4. Verification Protocols
4.1 URL Verification
Before citing any URL:
- Confirm URL is accessible (HTTP 200)
- Verify content matches cited claim
- Check for paywall/authentication requirements
- Note if archived version used
For Inaccessible URLs:
**Source Status:** Archived
**Archive URL:** [Wayback Machine link]
**Original URL:** [Original link]
**Archive Date:** [When archived]
4.2 Version Verification
For framework/library claims:
**Library:** React
**Claimed Version:** 18.2.0
**Verification Date:** 2025-12-19
**Current Latest:** [Check npm registry]
**Version Status:** Current | Outdated | Deprecated
4.3 Cross-Verification
For Tier 2-3 claims, cross-verify when possible:
**Primary Source:** [Source A]
**Cross-Reference:** [Source B confirms same claim]
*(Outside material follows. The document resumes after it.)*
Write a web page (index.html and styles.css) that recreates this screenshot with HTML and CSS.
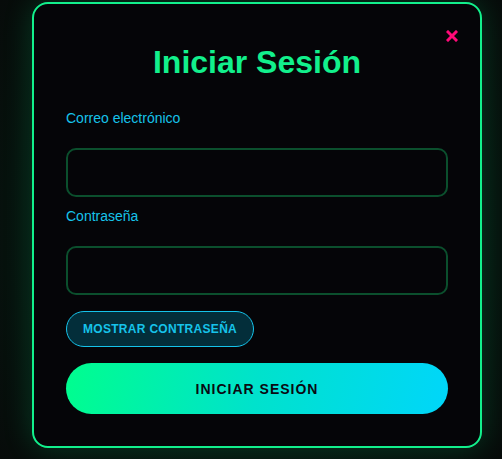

**Agreement Level:** Full | Partial | Contradictory
5. Prohibited Patterns
5.1 Never Do This
| Anti-Pattern | Example | Why Wrong |
|---|---|---|
| Unattributed claims | "Studies show that..." | No specific study cited |
| Vague authority | "Experts recommend..." | No specific expert identified |
| Self-referential | "It is well known that..." | No evidence provided |
| Assumed consensus | "Everyone agrees that..." | No verification of consensus |
| Outdated references | "According to 2018 best practices..." | May be obsolete |
| Broken links | URL returns 404 | Unverifiable |
5.2 Examples of Violations
WRONG:
React is the best framework for building user interfaces because
it's the most popular and has the best performance.
Violations:
- "best" - subjective without criteria
- "most popular" - no citation
- "best performance" - no benchmark cited
CORRECT:
React is widely adopted for building user interfaces. According to
the 2024 State of JS Survey (Tier 2, 87%), React was used by 82.1%
of respondents. Performance benchmarks from Krausest (2024, Tier 2)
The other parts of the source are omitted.